Searching wikimedia for images

I’ve been making noodledig 2.0 now for a while. In the latest version, it will search wikimedia and find decade-specific images based on music, tv or film. At the moment, I’ve got it searching for music-related images. It took a bit of faffing, but here’s how I’ve done it…

So there’s a few different urls that can be searched, including http://en.wikipedia.org and https://commons.wikimedia.org. In the end, I found the latter one to be easier to get meaningful data out of. The basic idea was to get the ID’s for decade-related music pages then use a concatenation of those to grab a load of image urls.
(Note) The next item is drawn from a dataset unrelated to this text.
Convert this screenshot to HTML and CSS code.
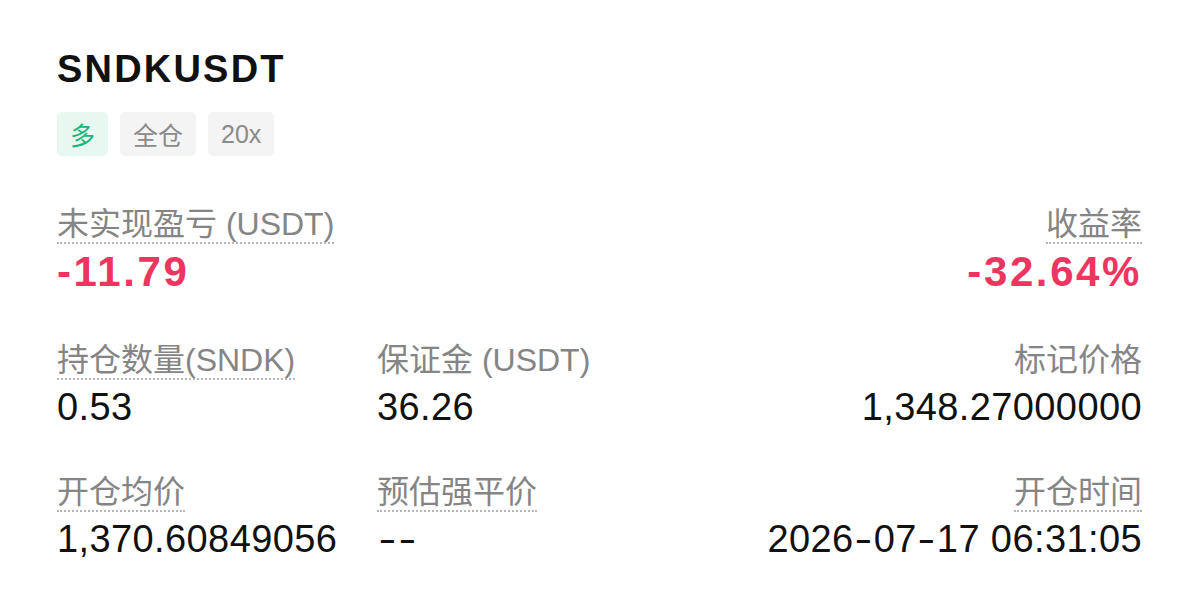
FILE: index.html
```html
<!DOCTYPE html>
<html lang="zh-CN">
<head>
    <meta charset="UTF-8">
    <meta name="viewport" content="width=device-width, initial-scale=1.0">
    <title>SNDKUSDT 持仓</title>
    <link rel="stylesheet" href="styles.css">
</head>
<body>

    <div class="position-card">
        <h1 class="symbol">SNDKUSDT</h1>

        <div class="tags">
            <span class="tag tag-long">多</span>
            <span class="tag">全仓</span>
            <span class="tag tag-num">20x</span>
        </div>

        <div class="row row-pnl">
            <div class="cell">
                <span class="label">未实现盈亏 (USDT)</span>
                <div class="value value-red">-11.79</div>
            </div>
            <div class="cell cell-right">
                <span class="label">收益率</span>
                <div class="value value-red">-32.64%</div>
            </div>
        </div>

        <div class="row">
            <div class="cell cell-first">
                <span class="label">持仓数量(SNDK)</span>
                <div class="value">0.53</div>
            </div>
            <div class="cell cell-mid">
                <span class="label label-plain">保证金 (USDT)</span>
                <div class="value">36.26</div>
            </div>
            <div class="cell cell-right">
                <span class="label label-plain">标记价格</span>
                <div class="value">1,348.27000000</div>
            </div>
        </div>

        <div class="row row-last">
            <div class="cell cell-first">
                <span class="label">开仓均价</span>
                <div class="value">1,370.60849056</div>
            </div>
            <div class="cell cell-mid">
                <span class="label">预估强平价</span>
                <div class="value"><span class="dash">-</span><span class="dash">-</span></div>
            </div>
            <div class="cell cell-right">
                <span class="label">开仓时间</span>
                <div class="value">2026<span class="dash">-</span>07<span class="dash">-</span>17 06:31:05</div>
            </div>
        </div>
    </div>

</body>
</html>
```

FILE: styles.css
```css
body {
    margin: 0;
    background-color: #ffffff;
    font-family: "Liberation Sans", "Noto Sans CJK SC", Arial, sans-serif;
    color: #111;
}

.position-card {
    padding: 46px 57px 0 57px;
    width: 1085px;
}

.symbol {
    margin: 0;
    font-size: 38px;
    line-height: 46px;
    font-weight: 700;
    letter-spacing: 2.2px;
    color: #111;
}

.tags {
    display: flex;
    gap: 12px;
    margin-top: 20px;
}

.tag {
    display: inline-flex;
    align-items: center;
    justify-content: center;
    height: 44px;
    padding: 0 13px;
    border-radius: 5px;
    background-color: #f4f4f4;
    color: #8a8a8a;
    font-family: "Noto Sans CJK SC", sans-serif;
    font-size: 25px;
}

.tag-long {
    background-color: #e7f8f0;
    color: #1bb57d;
}

.tag-num {
    font-family: "Liberation Sans", sans-serif;
    font-size: 25px;
}

.row {
    display: flex;
    align-items: flex-start;
    margin-top: 45px;
}

.row-pnl {
    margin-top: 51px;
}

.row-last {
    margin-top: 44px;
}

.cell {
    display: flex;
    flex-direction: column;
    align-items: flex-start;
}

.cell-first {
    width: 320px;
}

.cell-mid {
    flex: 1;
}

.cell-right {
    margin-left: auto;
    align-items: flex-end;
}

.label {
    font-size: 32px;
    line-height: 35px;
    color: #858585;
    border-bottom: 2px dotted #b5b5b5;
}

.label-plain {
    border-bottom-color: transparent;
}

.value {
    margin-top: 3px;
    font-size: 38px;
    line-height: 48px;
    letter-spacing: 0.4px;
    color: #111;
}

.value .dash {
    display: inline-block;
    margin: 0 3.5px;
    transform: scaleX(1.4);
}

.value-red {
    margin-top: 2px;
    font-size: 42px;
    line-height: 52px;
    font-weight: 700;
    letter-spacing: 2.6px;
    color: #ee3560;
}
```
Get the Id’s of categories

http://commons.wikimedia.org/w/api.php?action=query&list=categorymembers&cmtitle=Category:1980s_music

This query returns the page ID’s for each sub-category in the category ‘1980s Music.’

Get image urls from Id’s

https://commons.wikimedia.org/w/api.php?action=query&pageids=19107090&prop=imageinfo&iiprop=url

This query uses that page id and gets the image urls of all referenced images on that page. Multiple pages can be queried using a pipe-separated list.

Use a generator

The Wikimedia api also allows generators to be created, where the first query is used to form the basis of an immediate second one.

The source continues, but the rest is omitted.